Now examine the output when our sample HTML fragment is processed as below.

% html_parse $html html_cb
<P class='important'>Something <B>really</B> important.</P>
    <P>A second paragraph</P>

As slightly more complex example, here is a HTML to Latex markup converter (that only understands two tags and ignores the rest). Again, this is only illustrative of the technique and does not consider even basic requirements such as escaping of special characters.

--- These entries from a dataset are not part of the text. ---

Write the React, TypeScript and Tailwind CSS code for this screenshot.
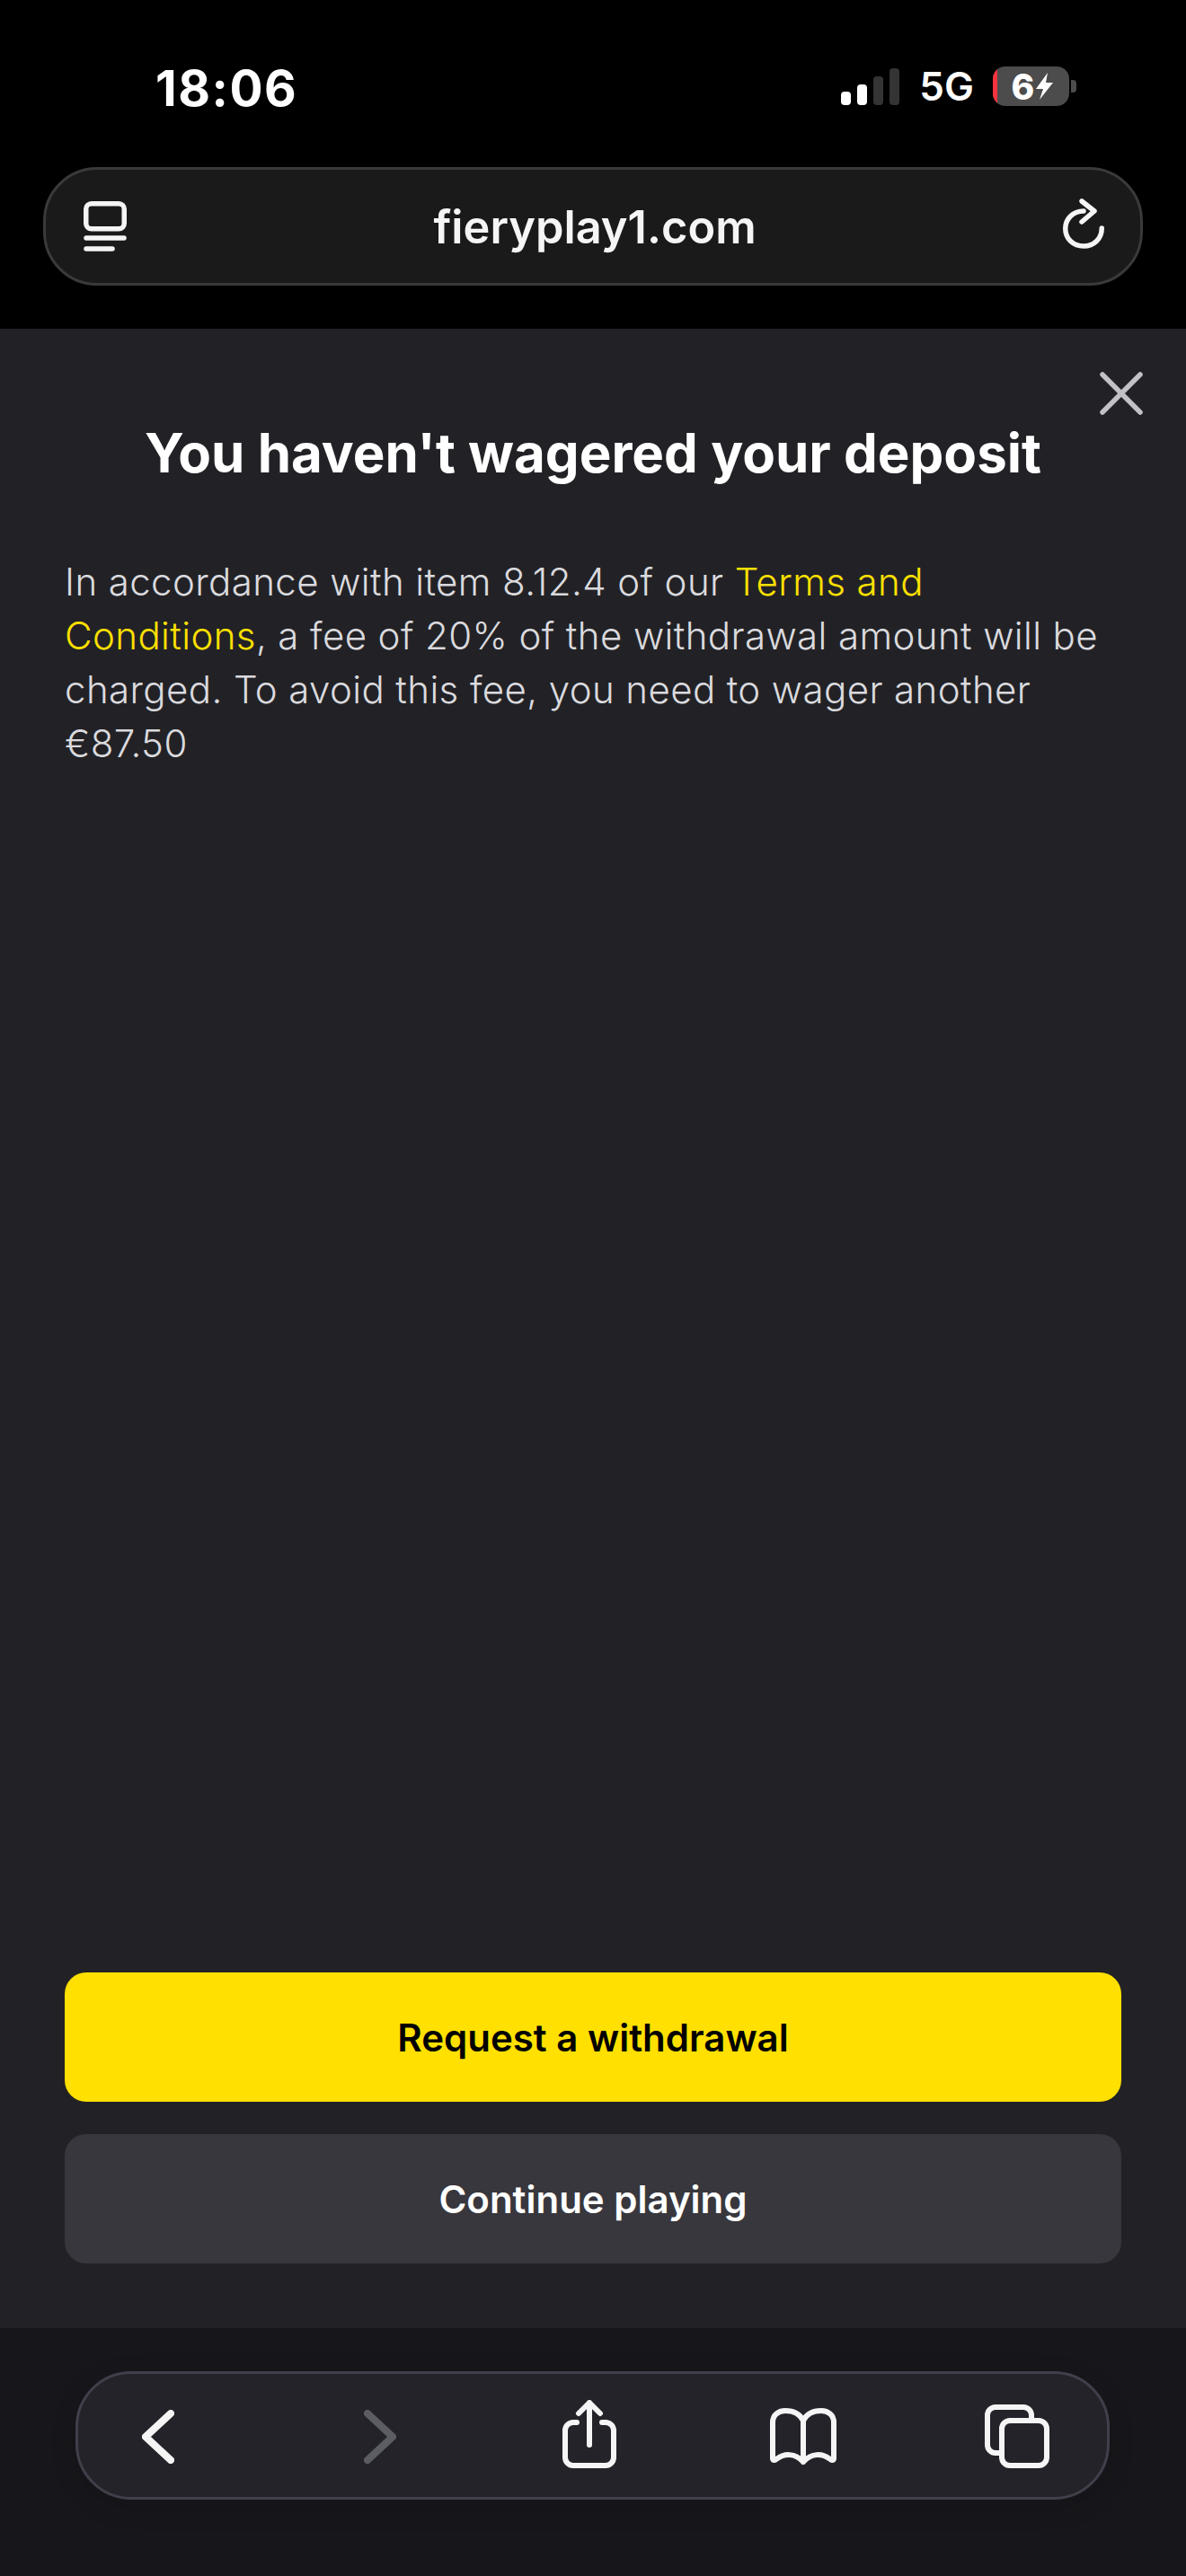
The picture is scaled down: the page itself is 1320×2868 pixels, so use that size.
const INTER = "font-['Inter',sans-serif]";

function SignalBars() {
  return (
    <div className="flex items-end gap-[7px] h-[41px]">
      <span className="w-[11px] h-[15px] rounded-[4px] bg-white" />
      <span className="w-[11px] h-[23px] rounded-[4px] bg-white" />
      <span className="w-[11px] h-[32px] rounded-[4px] bg-[#343434]" />
      <span className="w-[11px] h-[41px] rounded-[4px] bg-[#343434]" />
    </div>
  );
}

function Battery() {
  return (
    <div className="flex items-center gap-[2px]">
      <div className="relative w-[85px] h-[44px] rounded-[14px] bg-[#4c4c4c] overflow-hidden flex items-center justify-center">
        <span className="absolute left-0 top-0 bottom-0 w-[5px] bg-[#f5333f]" />
        <span className="text-white font-extrabold text-[39px] leading-none ml-[-18px]">6</span>
        <svg className="absolute left-[47px] top-[7px]" width="21" height="30" viewBox="0 0 21 30" fill="#fff">
          <path d="M14 0 1 18h8L5 30 20 11h-8z" />
        </svg>
      </div>
      <span className="w-[6px] h-[14px] rounded-r-[4px] bg-[#4c4c4c]" />
    </div>
  );
}

function TabsListIcon() {
  return (
    <svg width="48" height="56" viewBox="0 0 48 56" fill="none" stroke="#f5f5f5" strokeWidth="5.5" strokeLinecap="round">
      <rect x="2.750" y="2.750" width="42.500" height="28" rx="6" />
      <path d="M3 41h42M3 53h29" />
    </svg>
  );
}

function ReloadIcon() {
  return (
    <svg className="mt-[-7px]" width="46" height="56" viewBox="0 0 46 56" fill="none" stroke="#f5f5f5" strokeWidth="5.5" strokeLinecap="round" strokeLinejoin="round">
      <path d="M23 14C11 14 2.750 23 2.750 33.500C2.750 45 11.500 53 23 53C34.500 53 43.250 45 43.250 33" />
      <path d="M21 3l14 11-14 12" />
    </svg>
  );
}

function BackIcon({ flip, color }: { flip?: boolean; color: string }) {
  return (
    <svg width="36" height="60" viewBox="0 0 36 60" fill="none" stroke={color} strokeWidth="8" strokeLinecap="round" strokeLinejoin="round">
      <path d={flip ? "M4 4l28 26L4 56" : "M32 4L4 30l28 26"} />
    </svg>
  );
}

function ShareIcon() {
  return (
    <svg width="60" height="76" viewBox="0 0 60 76" fill="none" stroke="#f5f5f5" strokeWidth="6" strokeLinecap="round" strokeLinejoin="round">
      <path d="M16 25h-4a9 9 0 0 0-9 9v30a9 9 0 0 0 9 9h36a9 9 0 0 0 9-9V34a9 9 0 0 0-9-9h-4" />
      <path d="M30 50V3M18 15L30 3l12 12" />
    </svg>
  );
}

function BookIcon() {
  return (
    <svg width="74" height="64" viewBox="0 0 74 64" fill="none" stroke="#f5f5f5" strokeWidth="6" strokeLinecap="round" strokeLinejoin="round">
      <path d="M37 14C33 6 26 3 17 3C9 3 3 8 3 16V56C3 58 5 59 7 57C16 50 28 50 37 60C46 50 58 50 67 57C69 59 71 58 71 56V16C71 8 65 3 57 3C48 3 41 6 37 14V60" />
    </svg>
  );
}

function TabsIcon() {
  return (
    <svg width="72" height="71" viewBox="0 0 72 71" fill="none" stroke="#f5f5f5" strokeWidth="6" strokeLinejoin="round">
      <path d="M16 54h-4a9 9 0 0 1-9-9V12a9 9 0 0 1 9-9h31a9 9 0 0 1 9 9v4" />
      <rect x="19" y="18" width="50" height="50" rx="9" />
    </svg>
  );
}

export default function App() {
  return (
    <div className={`${INTER} w-[1320px] h-[2868px] bg-black flex flex-col overflow-hidden`}>
      {/* Status bar + address bar */}
      <header className="h-[366px] shrink-0 bg-black px-[48px]">
        <div className="h-[186px] relative">
          <span className="absolute left-[125px] top-[66px] text-white font-bold text-[55px] leading-[64px] tracking-[1.5px]">18:06</span>
          <div className="absolute right-[74px] top-[74px] flex items-center">
            <SignalBars />
            <span className="ml-[22px] mr-[21px] text-white font-semibold text-[44px] leading-[44px]">5G</span>
            <Battery />
          </div>
        </div>
        <div className="h-[132px] rounded-[60px] bg-[#1a1a1a] border-[3px] border-[#3a3a3a] flex items-center justify-between pl-[42px] pr-[40px]">
          <TabsListIcon />
          <span className="mt-[2px] text-[#f5f5f5] font-semibold text-[50.500px] leading-none">fieryplay1.com</span>
          <ReloadIcon />
        </div>
      </header>

      {/* Modal */}
      <main className="relative flex-1 bg-[#222226] px-[72px] pb-[72px] flex flex-col">
        <button className="absolute right-[48px] top-[48px] w-[48px] h-[48px]">
          <svg width="48" height="48" viewBox="0 0 48 48" fill="none" stroke="#c2c2c6" strokeWidth="5.5" strokeLinecap="round">
            <path d="M3 3l42 42M45 3L3 45" />
          </svg>
        </button>
        <h1 className="mt-[104px] text-center text-white font-bold text-[60px] leading-[68px]">You haven't wagered your deposit</h1>
        <p className="mt-[80px] text-[#dadade] font-light text-[42px] leading-[60px] tracking-[0.4px]">
          In accordance with item 8.12.4 of our <span className="text-[#ffe000]">Terms and Conditions</span>, a fee of 20% of the withdrawal amount will be charged. To avoid this fee, you need to wager another €87.50
        </p>
        <div className="mt-auto flex flex-col gap-[36px]">
          <button className="h-[144px] rounded-[24px] bg-[#ffe000] text-black font-semibold text-[42px]">Request a withdrawal</button>
          <button className="h-[144px] rounded-[24px] bg-[#38373d] text-white font-semibold text-[42px]">Continue playing</button>
        </div>
      </main>

      {/* Safari toolbar */}
      <footer className="h-[276px] shrink-0 bg-[#17171b] px-[84px] pt-[48px]">
        <div className="relative h-[143px] w-[1151px] rounded-[62px] bg-[#232329] border-[3px] border-[#40404c] shadow-[0_8px_30px_rgba(0,0,0,0.12)]">
          <span className="absolute left-[71px] top-[40px]"><BackIcon color="#f5f5f5" /></span>
          <span className="absolute left-[318px] top-[40px]"><BackIcon flip color="#5c5d62" /></span>
          <span className="absolute left-[539px] top-[29px]"><ShareIcon /></span>
          <span className="absolute left-[770px] top-[38px]"><BookIcon /></span>
          <span className="absolute left-[1009px] top-[34px]"><TabsIcon /></span>
        </div>
      </footer>
    </div>
  );
}
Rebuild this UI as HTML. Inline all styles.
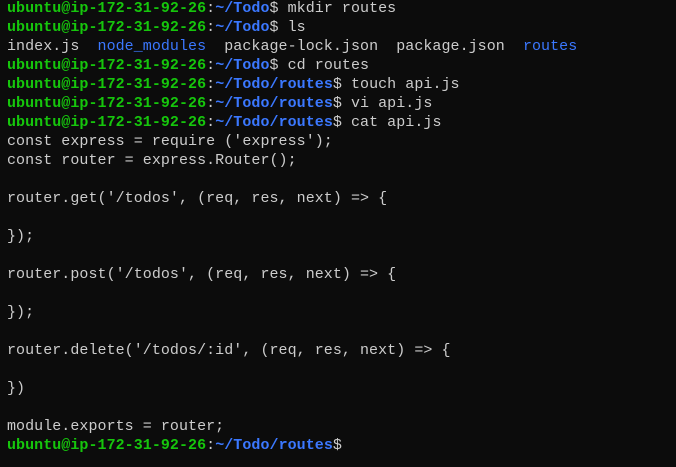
<!DOCTYPE html>
<html><head><meta charset="utf-8"><style>
html,body{margin:0;padding:0;background:#0c0c0c;width:676px;height:467px;overflow:hidden}
pre{margin:0;position:absolute;left:7px;top:-1px;font-family:"Liberation Mono",monospace;font-size:15px;line-height:19px;color:#cccccc;letter-spacing:0.05px}
.g{color:#16c60c;font-weight:bold}
.b{color:#3b78ff;font-weight:bold}
.d{color:#3b78ff}
</style></head><body><pre><span class="g">ubuntu@ip-172-31-92-26</span>:<span class="b">~/Todo</span>$ mkdir routes
<span class="g">ubuntu@ip-172-31-92-26</span>:<span class="b">~/Todo</span>$ ls
index.js  <span class="d">node_modules</span>  package-lock.json  package.json  <span class="d">routes</span>
<span class="g">ubuntu@ip-172-31-92-26</span>:<span class="b">~/Todo</span>$ cd routes
<span class="g">ubuntu@ip-172-31-92-26</span>:<span class="b">~/Todo/routes</span>$ touch api.js
<span class="g">ubuntu@ip-172-31-92-26</span>:<span class="b">~/Todo/routes</span>$ vi api.js
<span class="g">ubuntu@ip-172-31-92-26</span>:<span class="b">~/Todo/routes</span>$ cat api.js
const express = require ('express');
const router = express.Router();

router.get('/todos', (req, res, next) => {

});

router.post('/todos', (req, res, next) => {

});

router.delete('/todos/:id', (req, res, next) => {

})

module.exports = router;
<span class="g">ubuntu@ip-172-31-92-26</span>:<span class="b">~/Todo/routes</span>$</pre></body></html>
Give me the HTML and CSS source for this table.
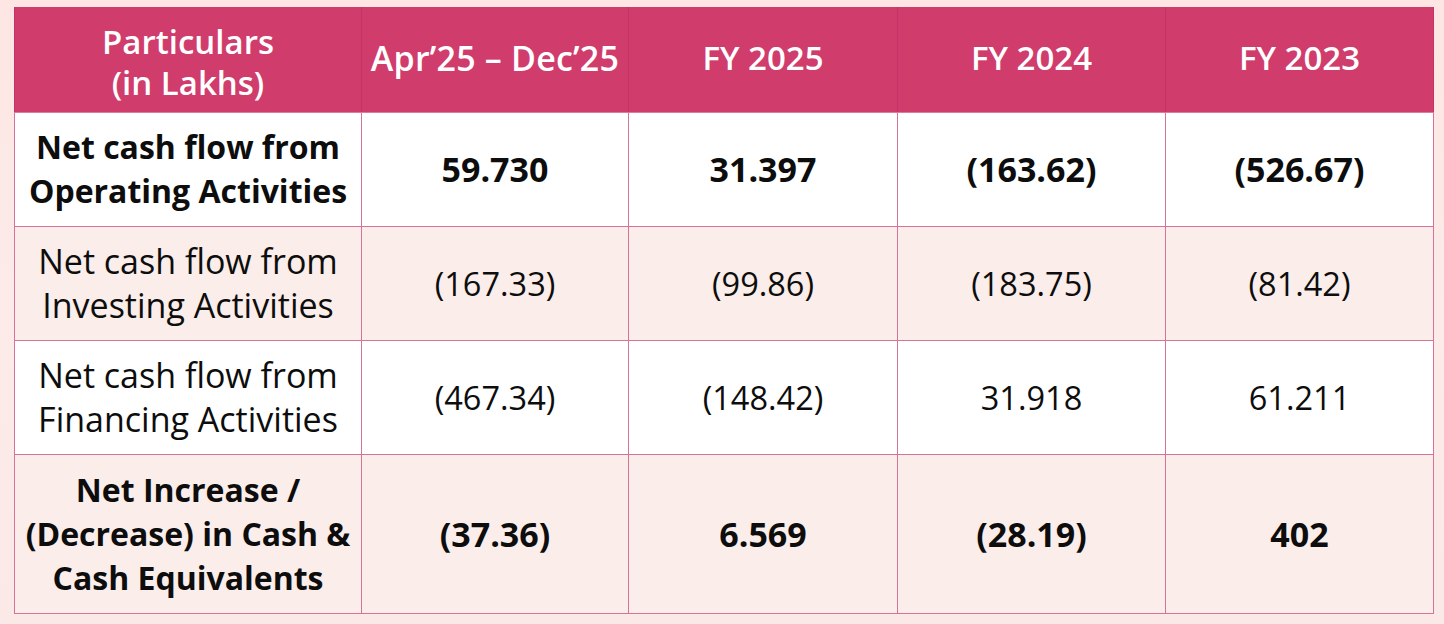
FILE: index.html
```html
<!DOCTYPE html>
<html lang="en">
<head>
<meta charset="utf-8">
<title>Cash Flow</title>
<link rel="stylesheet" href="styles.css">
</head>
<body>
<div class="page">
  <table class="cf">
    <colgroup>
      <col class="c-first"><col class="c-a"><col class="c-b"><col class="c-c"><col class="c-d">
    </colgroup>
    <thead>
      <tr class="r-head">
        <th class="two">Particulars<br>(in Lakhs)</th>
        <th class="wide">Apr’25 – Dec’25</th>
        <th>FY 2025</th>
        <th>FY 2024</th>
        <th>FY 2023</th>
      </tr>
    </thead>
    <tbody>
      <tr class="r-std r-white bold">
        <td class="lbl">Net cash flow from<br>Operating Activities</td>
        <td>59.730</td><td>31.397</td><td>(163.62)</td><td>(526.67)</td>
      </tr>
      <tr class="r-std r-tint">
        <td class="lbl">Net cash flow from<br>Investing Activities</td>
        <td>(167.33)</td><td>(99.86)</td><td>(183.75)</td><td>(81.42)</td>
      </tr>
      <tr class="r-std r-white">
        <td class="lbl">Net cash flow from<br>Financing Activities</td>
        <td>(467.34)</td><td>(148.42)</td><td>31.918</td><td>61.211</td>
      </tr>
      <tr class="r-tall r-tint bold">
        <td class="lbl">Net Increase /<br>(Decrease) in Cash &amp;<br>Cash Equivalents</td>
        <td>(37.36)</td><td>6.569</td><td>(28.19)</td><td>402</td>
      </tr>
    </tbody>
  </table>
</div>
</body>
</html>
```

FILE: styles.css
```css
html, body {
  margin: 0;
  padding: 0;
}
body {
  background: linear-gradient(180deg, #fde6e3 0%, #fcebe9 50%, #fbe9e8 100%);
  width: 1444px;
  height: 624px;
  overflow: hidden;
  font-family: "Open Sans", "Liberation Sans", sans-serif;
}
.page {
  padding: 7px 0 0 14px;
}
.cf {
  border-collapse: collapse;
  table-layout: fixed;
  width: 1419px;
}
.c-first { width: 347px; }
.c-a { width: 267px; }
.c-b { width: 269px; }
.c-c { width: 268px; }
.c-d { width: 268px; }

.cf th, .cf td {
  padding: 0;
  text-align: center;
  vertical-align: middle;
}
.r-head th {
  background: #d03c6c;
  color: #ffffff;
  font-weight: 600;
  font-size: 33px;
  line-height: 42px;
  height: 105px;
  border-left: 1px solid #c3336a;
  border-right: 1px solid #c3336a;
  border-bottom: 1px solid #dc7a9e;
  padding-bottom: 3px;
  box-sizing: border-box;
}
.r-head th.two {
  padding-top: 5px;
  padding-bottom: 0;
  line-height: 41px;
}
.r-head th.wide {
  font-size: 34px;
  letter-spacing: 0.2px;
}
.cf td {
  border: 1px solid #d6739a;
  color: #0d0d0d;
  font-size: 32.5px;
}
.cf td.lbl {
  font-size: 34px;
  line-height: 44px;
}
.r-std td { height: 114px; box-sizing: border-box; }
.r-tall td { height: 159px; box-sizing: border-box; }
.r-white td { background: #ffffff; }
.r-tint td { background: #fbedea; }
.bold td { font-weight: 700; font-size: 34px; }
.bold td.lbl { font-size: 32px; }
```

proc html_latex {tag place attrs content} {
    switch -exact -nocase -- $tag {
        B {
            if {$place eq ""} {
                append_paragraph "\{\\em $content"
            } else {
                append_paragraph "\}$content"
            }
        }
        P {
            flush_paragraph
            append_paragraph $content
        }
        PARSE {
            if {$place eq ""} {
                append_paragraph $content
            } else {
                flush_paragraph
            }
        }
    }
}

proc append_paragraph {content} {
    if {[string length $content]} {
        append ::paragraph $content
    }
}

proc flush_paragraph {} {
    if {[info exists ::paragraph]} {
        set para [string trim $::paragraph]
        if {[string length $para]} {
            puts "$para\n"
        }
        unset ::paragraph
    }
}

We can then convert HTML to Latex input like this

% html_parse $html html_latex
Something {\em really} important.

A second paragraph

This HTML parser is simplistic and does not take into account all of HTML syntax details and idiosyncracies. It is meant to illustrate the "data to script" transform technique. The htmlparse module in tcllib provides a more robust HTML parsing solution based on the same technique. (As an aside, a fast, standards compliant solution for parsing HTML is the tdom package. This is however a binary extension and not based on the above technique).

A final note of caution: This technique of transforming data to a script has potential security issues when the data comes from an unknown (and potentially malicious) source. Although this can be guarded against with proper escaping and quoting of the input data, it is advisable to execute the generated script in a safe interpreter.